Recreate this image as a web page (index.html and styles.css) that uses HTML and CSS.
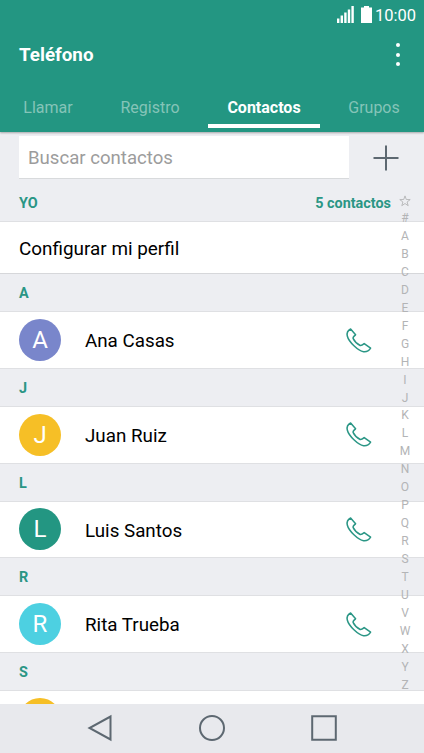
FILE: index.html
```html
<!DOCTYPE html>
<html lang="es">
<head>
  <meta charset="UTF-8">
  <meta name="viewport" content="width=device-width, initial-scale=1.0">
  <title>Teléfono</title>
  <link rel="stylesheet" href="styles.css">
</head>
<body>
  <!-- Shared icons -->
  <svg class="sprite">
    <symbol id="icon-phone" viewBox="0 0 28 28">
      <path d="M5.6 2 L10.6 7.8 Q7.4 10 8.2 11.6 C9.4 14.2 12.4 17 15.2 18.5 Q16.6 18.8 19.2 16.6 L25.6 21.2 C24 23.8 21.6 25 18.6 24.7 C13.2 24 3.7 14.8 2.3 9 C1.6 6 3 3.4 5.6 2 Z"/>
    </symbol>
  </svg>

  <!-- Header -->
  <header class="header">
    <div class="status-bar">
      <svg class="signal" viewBox="0 0 17 17" width="17" height="17">
        <path d="M0 12.5h2.4V17H0zM3.6 9.5H6V17H3.6zM7.2 6.5h2.4V17H7.2zM10.8 3.5h2.4V17h-2.4zM14.4 0h2.4v17h-2.4z"/>
      </svg>
      <svg class="battery" viewBox="0 0 11 17" width="11" height="17">
        <path d="M3 0h5v1.5h3V17H0V1.5h3z"/>
      </svg>
      <span>10:00</span>
    </div>
    <div class="title-bar">
      <h1>Teléfono</h1>
      <div class="more"><i></i><i></i><i></i></div>
    </div>
    <nav class="tabs">
      <a class="tab">Llamar</a>
      <a class="tab">Registro</a>
      <a class="tab active">Contactos</a>
      <a class="tab">Grupos</a>
    </nav>
  </header>

  <!-- Contact list -->
  <main class="content">
    <div class="search">
      <input class="search-input" type="text" placeholder="Buscar contactos">
      <svg class="add" viewBox="0 0 26 26" width="26" height="26">
        <path d="M13 0.5v25M0.5 13h25"/>
      </svg>
    </div>

    <div class="section me"><span>YO</span><span>5 contactos</span></div>
    <div class="profile">Configurar mi perfil</div>

    <div class="section">A</div>
    <div class="contact">
      <span class="avatar purple">A</span>
      <span class="name">Ana Casas</span>
      <svg class="phone"><use href="#icon-phone"/></svg>
    </div>

    <div class="section">J</div>
    <div class="contact">
      <span class="avatar yellow">J</span>
      <span class="name">Juan Ruiz</span>
      <svg class="phone"><use href="#icon-phone"/></svg>
    </div>

    <div class="section">L</div>
    <div class="contact">
      <span class="avatar green">L</span>
      <span class="name">Luis Santos</span>
      <svg class="phone"><use href="#icon-phone"/></svg>
    </div>

    <div class="section">R</div>
    <div class="contact">
      <span class="avatar cyan">R</span>
      <span class="name">Rita Trueba</span>
      <svg class="phone"><use href="#icon-phone"/></svg>
    </div>

    <div class="section">S</div>
    <div class="contact">
      <span class="avatar yellow"></span>
    </div>

    <!-- Alphabet index -->
    <div class="index">
      <svg viewBox="0 0 12 12" width="12" height="12">
        <path d="M6 .9l1.3 3.6 3.9.1-3.1 2.4 1.1 3.7L6 8.5l-3.2 2.2 1.1-3.7L.8 4.6l3.9-.1z"/>
      </svg>
      <span>#</span><span>A</span><span>B</span><span>C</span><span>D</span><span>E</span><span>F</span><span>G</span><span>H</span><span>I</span><span>J</span><span>K</span><span>L</span><span>M</span><span>N</span><span>O</span><span>P</span><span>Q</span><span>R</span><span>S</span><span>T</span><span>U</span><span>V</span><span>W</span><span>X</span><span>Y</span><span>Z</span>
    </div>
  </main>

  <!-- Navigation bar -->
  <footer class="nav-bar">
    <svg viewBox="0 0 28 28" width="28" height="28"><path d="M24.5 2.5v23L3.5 14z"/></svg>
    <svg viewBox="0 0 28 28" width="28" height="28"><circle cx="14" cy="14" r="12"/></svg>
    <svg viewBox="0 0 28 28" width="28" height="28"><path d="M2.2 2.2h23.6v23.6H2.2z"/></svg>
  </footer>
</body>
</html>
```
FILE: styles.css
```css
* {
  box-sizing: border-box;
}

body {
  margin: 0;
  height: 753px;
  display: flex;
  flex-direction: column;
  overflow: hidden;
  font-family: Roboto, sans-serif;
  color: #000;
  background: #edeef2;
}

.sprite {
  display: none;
}

/* Header */
.header {
  flex: none;
  height: 132px;
  background: #239682;
  color: #fff;
  box-shadow: 0 1px 2px rgba(0, 0, 0, 0.3);
  position: relative;
  z-index: 1;
}

.status-bar {
  display: flex;
  justify-content: flex-end;
  align-items: center;
  height: 29px;
  padding-right: 8px;
  font-size: 16.5px;
}

.status-bar span {
  padding-top: 1px;
}

.status-bar svg {
  fill: #fff;
}

.signal {
  margin-right: 7px;
}

.battery {
  margin-right: 3px;
}

.title-bar {
  display: flex;
  justify-content: space-between;
  align-items: center;
  height: 51px;
  padding: 0 24px 0 19px;
}

h1 {
  margin: 0;
  padding-top: 1px;
  font-size: 18.8px;
  font-weight: bold;
}

.more {
  display: flex;
  flex-direction: column;
  gap: 5.4px;
}

.more i {
  width: 4px;
  height: 4px;
  border-radius: 50%;
  background: #fff;
}

/* Tabs */
.tabs {
  display: flex;
  height: 52px;
}

.tab {
  flex: none;
  width: 112px;
  height: 48px;
  line-height: 55px;
  text-align: center;
  font-size: 16px;
  color: #85c4b8;
}

.tab:first-child {
  width: 96px;
}

.tab:nth-child(2) {
  padding-right: 4px;
}

.tab:last-child {
  width: 104px;
  padding-left: 4px;
}

.tab.active {
  color: #fff;
  font-weight: bold;
  border-bottom: 4px solid #fff;
}

/* Search */
.content {
  flex: 1;
  min-height: 0;
  overflow: hidden;
  position: relative;
}

.search {
  display: flex;
  align-items: center;
  justify-content: space-between;
  height: 52.3px;
  padding: 0 25px 0.5px 19px;
}

.search-input {
  width: 330px;
  height: 43px;
  padding: 1px 9px 0;
  border: none;
  border-bottom: 1px solid #d8dadc;
  background: #fff;
  font: 18.6px Roboto, sans-serif;
}

.search-input::placeholder {
  color: #9c9c9c;
}

.add {
  stroke: #5d6871;
  stroke-width: 2;
}

/* Rows */
.section {
  height: 37.9px;
  padding: 0 19px;
  line-height: 39px;
  font-size: 14.4px;
  font-weight: bold;
  color: #2a9685;
  border-bottom: 1px solid #dfe0e3;
}

.section.me {
  display: flex;
  justify-content: space-between;
  padding-right: 33px;
}

.profile {
  height: 52px;
  padding-left: 19px;
  line-height: 54px;
  font-size: 18.9px;
  background: #fff;
  border-bottom: 1px solid #d6d7da;
}

.contact {
  display: flex;
  align-items: center;
  height: 56.85px;
  padding: 0 51px 0 19px;
  background: #fff;
  border-bottom: 1px solid #dfe0e3;
}

.avatar {
  width: 42px;
  height: 42px;
  margin-right: 24px;
  border-radius: 50%;
  line-height: 43px;
  text-align: center;
  font-size: 24px;
  color: #fff;
}

.purple { background: #7986cb; }
.yellow { background: #f6bf26; }
.green { background: #239682; }
.cyan { background: #4dd0e1; }

.name {
  flex: 1;
  padding-top: 2.4px;
  font-size: 18.8px;
}

.phone {
  width: 28px;
  height: 28px;
  margin-top: 1px;
  fill: none;
  stroke: #2a9685;
  stroke-width: 1.5;
  stroke-linejoin: round;
}

/* Alphabet index over the list */
.index {
  position: absolute;
  top: 60px;
  right: 9px;
  width: 20px;
  display: flex;
  flex-direction: column;
  align-items: center;
  font-size: 12px;
  line-height: 17.96px;
  color: #b3b4b6;
}

.index svg {
  margin: 3px 0;
  fill: none;
  stroke: #b3b4b6;
  stroke-width: 0.9;
}

/* Navigation bar */
.nav-bar {
  flex: none;
  display: flex;
  justify-content: center;
  align-items: center;
  gap: 84px;
  height: 49.5px;
  background: #e8e9ed;
}

.nav-bar svg {
  fill: none;
  stroke: #5d6871;
  stroke-width: 2;
}
```
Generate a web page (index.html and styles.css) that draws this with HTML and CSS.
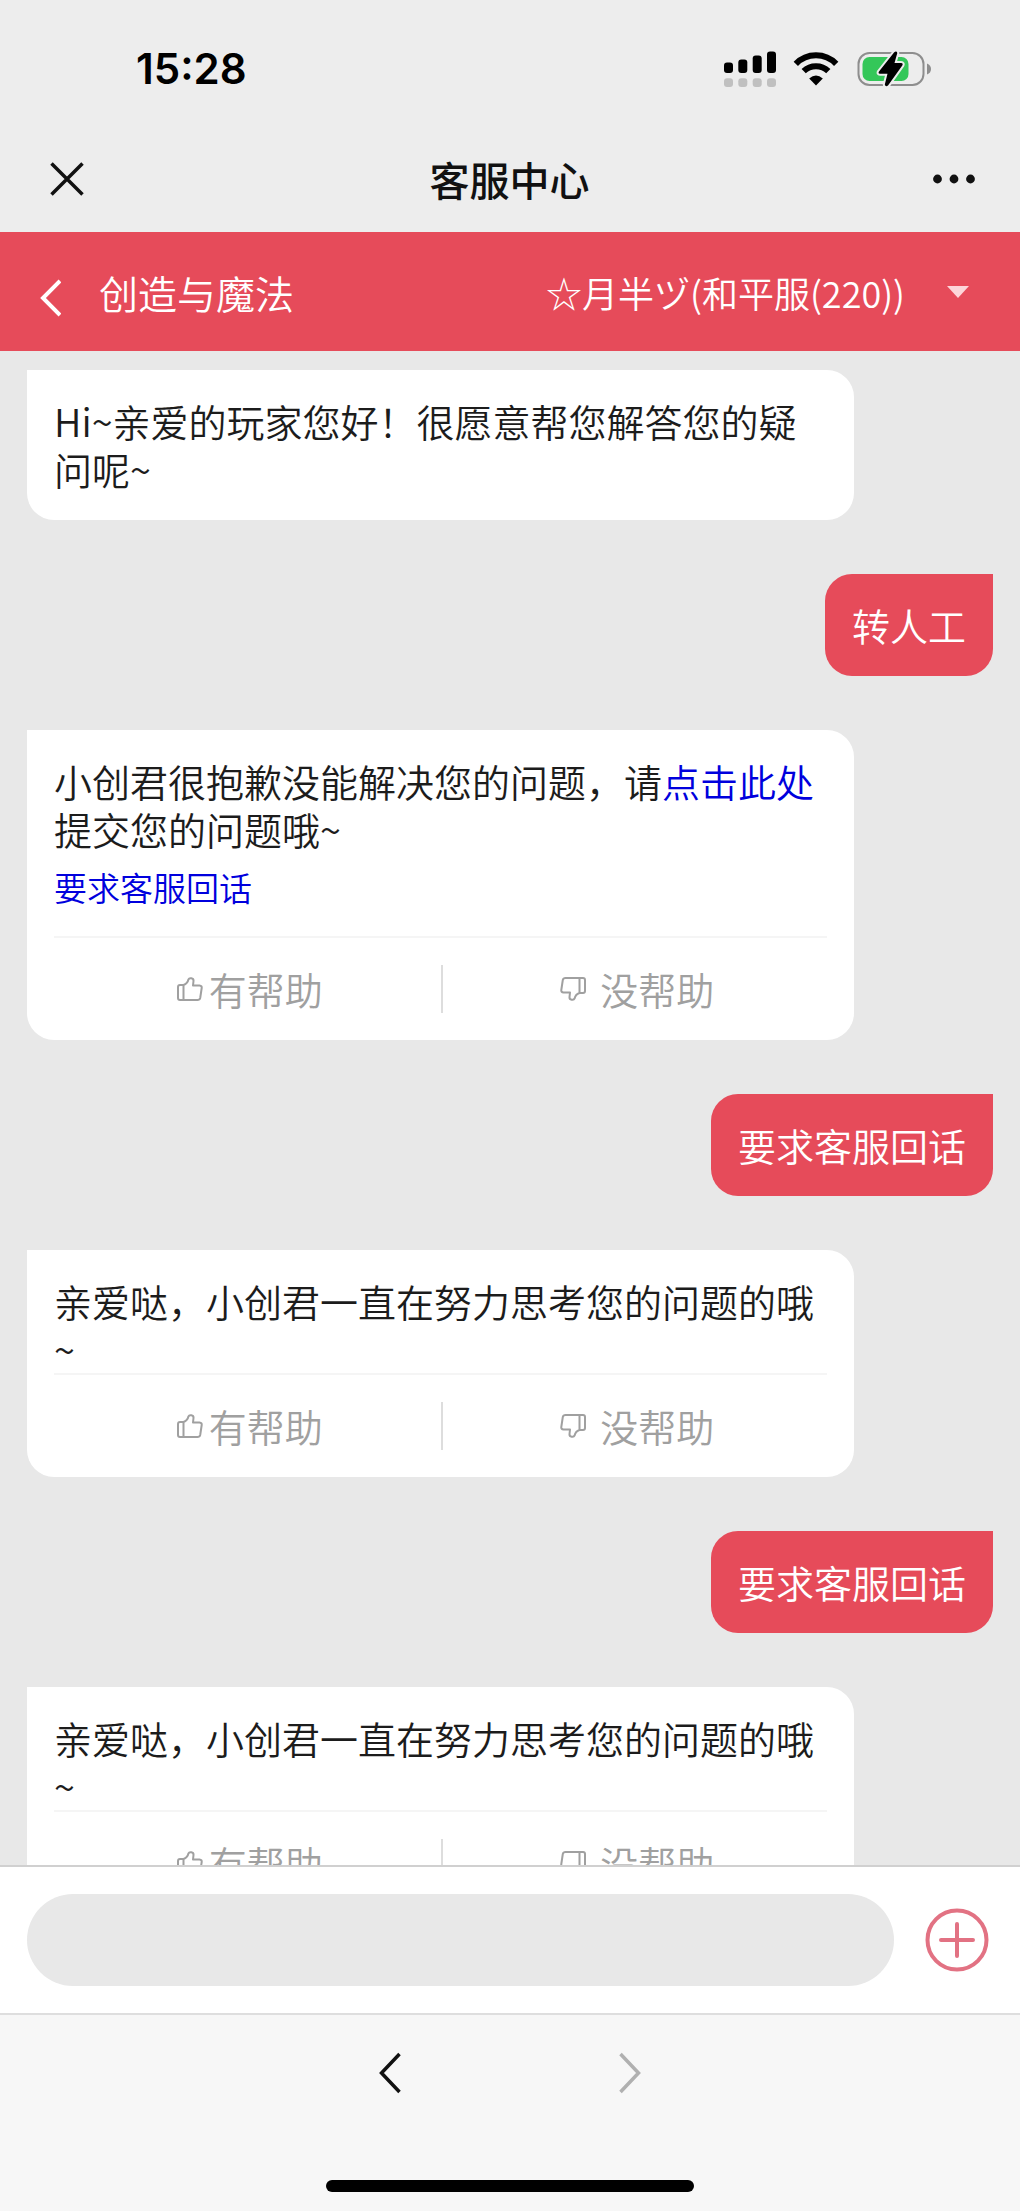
FILE: index.html
```html
<!DOCTYPE html>
<html lang="zh-CN">
<head>
<meta charset="utf-8">
<meta name="viewport" content="width=device-width, initial-scale=1">
<title>客服中心</title>
<link rel="stylesheet" href="styles.css">
</head>
<body>
<svg class="sprite" aria-hidden="true">
  <symbol id="thumb" viewBox="0 0 26 24">
    <path d="M3 8H6.500C9.500 7 11 4.500 11.500 2.300C12.200 .6 16.800 .8 16.500 4L16 8.500H22.500Q25 8.800 24.700 11L23.200 21Q22.700 23 20.500 23H3Q1 23 1 21V10Q1 8 3 8ZM6.500 8V23" fill="none" stroke="currentColor" stroke-width="2" stroke-linejoin="round"/>
  </symbol>
</svg>
<div class="app">
  <div class="status">
    <time class="clock">15:28</time>
    <div class="indicators">
      <svg class="signal" viewBox="0 0 52 36" width="52" height="36" aria-label="信号">
        <rect x="0" y="11.500" width="9" height="10.500" rx="3"/><rect x="14.300" y="8.500" width="9" height="13.500" rx="3"/><rect x="28.700" y="4.500" width="9" height="17.500" rx="3"/><rect x="43" y="0.500" width="9" height="21.500" rx="3"/>
        <g fill="#c0c0c0"><rect x="0" y="27.300" width="9" height="8.700" rx="3"/><rect x="14.300" y="27.300" width="9" height="8.700" rx="3"/><rect x="28.700" y="27.300" width="9" height="8.700" rx="3"/><rect x="43" y="27.300" width="9" height="8.700" rx="3"/></g>
      </svg>
      <svg class="wifi" viewBox="0 0 46 36" width="46" height="36" aria-label="无线网络">
        <path d="M2.800 12.800A28 28 0 0 1 43.200 12.800M10.700 20.200A17.500 17.500 0 0 1 35.300 20.200" fill="none" stroke="#000" stroke-width="6"/>
        <path d="M23 34.500L16.200 27.500Q23 21.500 29.800 27.500Z"/>
      </svg>
      <svg class="battery" viewBox="0 0 76 36" width="76" height="36" aria-label="正在充电">
        <rect x="2.500" y="2" width="65" height="32" rx="11" fill="none" stroke="#8e8e8e" stroke-width="2"/>
        <path d="M71 12.500Q75 14 75 18T71 23.500Z" fill="#8e8e8e"/>
        <rect x="6.500" y="6" width="46" height="24" rx="7" fill="#34c759"/>
        <path d="M38 1.500L23 20.500Q21.800 22.700 24 22.700H31.500L28.800 33.500Q29.500 36.500 32 34.500L46.300 14.500Q47.500 12 45 12H38.500L41.300 2Q40.500-.5 38 1.500Z" stroke="#ededed" stroke-width="4" paint-order="stroke"/>
      </svg>
    </div>
  </div>

  <header class="titlebar">
    <button class="icon-btn" type="button" aria-label="关闭">
      <svg viewBox="0 0 44 36" width="44" height="36"><path d="M7.500 2.500L38.500 33.500M38.500 2.500L7.500 33.500" fill="none" stroke="#111" stroke-width="3.500"/></svg>
    </button>
    <h1 class="page-title">客服中心</h1>
    <button class="icon-btn" type="button" aria-label="更多">
      <svg viewBox="0 0 42 36" width="42" height="36"><g fill="#111"><circle cx="4.500" cy="18" r="4.400"/><circle cx="21" cy="18" r="4.400"/><circle cx="37.500" cy="18" r="4.400"/></g></svg>
    </button>
  </header>

  <div class="gamebar">
    <a class="game" href="#">
      <svg viewBox="0 0 22 52" width="22" height="52" aria-hidden="true"><path d="M21 15L4 32L21 49" fill="none" stroke="#fff" stroke-width="4"/></svg>
      <span>创造与魔法</span>
    </a>
    <button class="account" type="button">
      <span>☆月半ヅ(和平服(220))</span>
      <svg viewBox="0 0 22 12" width="22" height="12" aria-hidden="true"><path d="M0 0H22L11 12Z" fill="#fdd5d9"/></svg>
    </button>
  </div>

  <main class="chat">
    <article class="bubble agent"><p>Hi~亲爱的玩家您好！很愿意帮您解答您的疑问呢~</p></article>
    <article class="bubble user"><p>转人工</p></article>
    <article class="bubble agent">
      <p>小创君很抱歉没能解决您的问题，请<a href="#">点击此处</a>提交您的问题哦~</p>
      <a class="suggestion" href="#">要求客服回话</a>
      <div class="feedback">
        <button class="vote up" type="button"><svg class="thumb"><use href="#thumb"/></svg>有帮助</button>
        <button class="vote down" type="button"><svg class="thumb"><use href="#thumb"/></svg>没帮助</button>
      </div>
    </article>
    <article class="bubble user"><p>要求客服回话</p></article>
    <article class="bubble agent">
      <p>亲爱哒，小创君一直在努力思考您的问题的哦~</p>
      <div class="feedback">
        <button class="vote up" type="button"><svg class="thumb"><use href="#thumb"/></svg>有帮助</button>
        <button class="vote down" type="button"><svg class="thumb"><use href="#thumb"/></svg>没帮助</button>
      </div>
    </article>
    <article class="bubble user"><p>要求客服回话</p></article>
    <article class="bubble agent">
      <p>亲爱哒，小创君一直在努力思考您的问题的哦~</p>
      <div class="feedback">
        <button class="vote up" type="button"><svg class="thumb"><use href="#thumb"/></svg>有帮助</button>
        <button class="vote down" type="button"><svg class="thumb"><use href="#thumb"/></svg>没帮助</button>
      </div>
    </article>
  </main>

  <form class="composer">
    <input class="message" type="text" aria-label="输入消息">
    <button class="icon-btn" type="button" aria-label="添加">
      <svg viewBox="0 0 64 64" width="64" height="64"><g fill="none" stroke="#e27283" stroke-width="4"><circle cx="32" cy="32" r="29.500"/><path d="M16 32H48M32 16V48" stroke-linecap="round"/></g></svg>
    </button>
  </form>

  <footer class="browser">
    <nav class="history">
      <button class="icon-btn" type="button" aria-label="后退"><svg viewBox="0 0 24 42" width="24" height="42"><path d="M21.500 2L3.500 21L21.500 40" fill="none" stroke="#111" stroke-width="3.500"/></svg></button>
      <button class="icon-btn" type="button" aria-label="前进"><svg viewBox="0 0 24 42" width="24" height="42"><path d="M2.500 2L20.500 21L2.500 40" fill="none" stroke="#b0b0b0" stroke-width="3.500"/></svg></button>
    </nav>
    <div class="home-indicator"></div>
  </footer>
</div>
</body>
</html>
```
FILE: styles.css
```css
* { box-sizing: border-box; }

body {
  margin: 0;
  color: #1c1c1c;
  font-family: "Noto Sans CJK SC", "Noto Sans", sans-serif;
  font-size: 38px;
  font-weight: 350;
  line-height: 48px;
}

button {
  margin: 0;
  padding: 0;
  border: 0;
  background: none;
  color: inherit;
  font: inherit;
  cursor: pointer;
}

a { color: #0000dd; text-decoration: none; }
p, h1 { margin: 0; }
svg { display: block; flex: none; }

.sprite { position: absolute; width: 0; height: 0; }

.app {
  display: flex;
  flex-direction: column;
  height: 100vh;
  background: #e8e8e8;
}

.icon-btn { display: flex; align-items: center; }

/* Phone status bar */
.status {
  display: flex;
  align-items: center;
  justify-content: space-between;
  height: 126px;
  padding: 12px 88px 0 136px;
  background: #ededed;
}

.clock {
  color: #000;
  font-family: Inter, "Liberation Sans", sans-serif;
  font-size: 42px;
  font-weight: 600;
}

.indicators { display: flex; align-items: center; gap: 17px; }

/* Page title */
.titlebar {
  display: grid;
  grid-template-columns: 1fr auto 1fr;
  align-items: center;
  height: 106px;
  padding: 0 45px 0 44px;
  background: #ededed;
}

.titlebar .icon-btn:last-child { justify-self: end; }

.page-title { color: #111; font-size: 40px; font-weight: 500; }

/* Game and account bar */
.gamebar {
  display: flex;
  align-items: center;
  justify-content: space-between;
  height: 119px;
  padding: 0 51px 0 39px;
  background: #e64b5a;
  color: #fff;
}

.game {
  display: flex;
  align-items: center;
  gap: 38px;
  color: #fff;
  font-size: 39px;
}

.account {
  display: flex;
  align-items: center;
  gap: 42px;
  font-size: 36px;
}

/* Conversation */
.chat {
  display: flex;
  flex: 1;
  flex-direction: column;
  gap: 54px;
  min-height: 0;
  padding: 19px 27px 27px;
  overflow-y: auto;
  scrollbar-width: none;
}

.bubble {
  flex: none;
  padding: 27px;
  border-radius: 27px;
  overflow-wrap: anywhere;
}

.agent {
  width: calc(100% - 139px);
  border-top-left-radius: 0;
  background: #fff;
}

.agent:has(.feedback) { padding-bottom: 0; }

.user {
  align-self: flex-end;
  border-top-right-radius: 0;
  background: #e64b5a;
  color: #fff;
}

.suggestion { display: block; padding: 10px 0 25px; font-size: 33px; }

.feedback {
  display: grid;
  grid-template-columns: 1fr 1fr;
  padding: 27px 0;
  border-top: 2px solid #f5f5f5;
}

.vote {
  display: flex;
  align-items: center;
  justify-content: center;
  padding-left: 5px;
  color: #a0a0a0;
}

.up { gap: 6px; }
.down { gap: 14px; border-left: 2px solid #ddd; }

.thumb { width: 26px; height: 24px; }
.down .thumb { transform: rotate(180deg); }

/* Message box */
.composer {
  display: flex;
  align-items: center;
  gap: 31px;
  padding: 27px 31px 27px 27px;
  border-top: 2px solid #d0d0d0;
  background: #fff;
}

.message {
  flex: 1;
  min-width: 0;
  height: 92px;
  padding: 0 46px;
  border: 0;
  border-radius: 46px;
  background: #e8e8e8;
  font: inherit;
}

/* Browser controls */
.browser {
  display: flex;
  flex-direction: column;
  align-items: center;
  gap: 50px;
  padding-bottom: 19px;
  border-top: 2px solid #dedede;
  background: #f7f7f7;
}

.history {
  display: flex;
  align-items: center;
  gap: 216px;
  height: 115px;
}

.home-indicator {
  width: 36%;
  height: 12px;
  border-radius: 6px;
  background: #000;
}
```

[Problem to work on] Show all lines above holding "index".

[Response to this exercise]
Recreate this image as a web page (index.html and styles.css) that uses HTML and CSS.
FILE: index.html
    <!-- Alphabet index -->
    <div class="index">
  z-index: 1;
/* Alphabet index over the list */
.index {
.index svg {
Generate a web page (index.html and styles.css) that draws this with HTML and CSS.
FILE: index.html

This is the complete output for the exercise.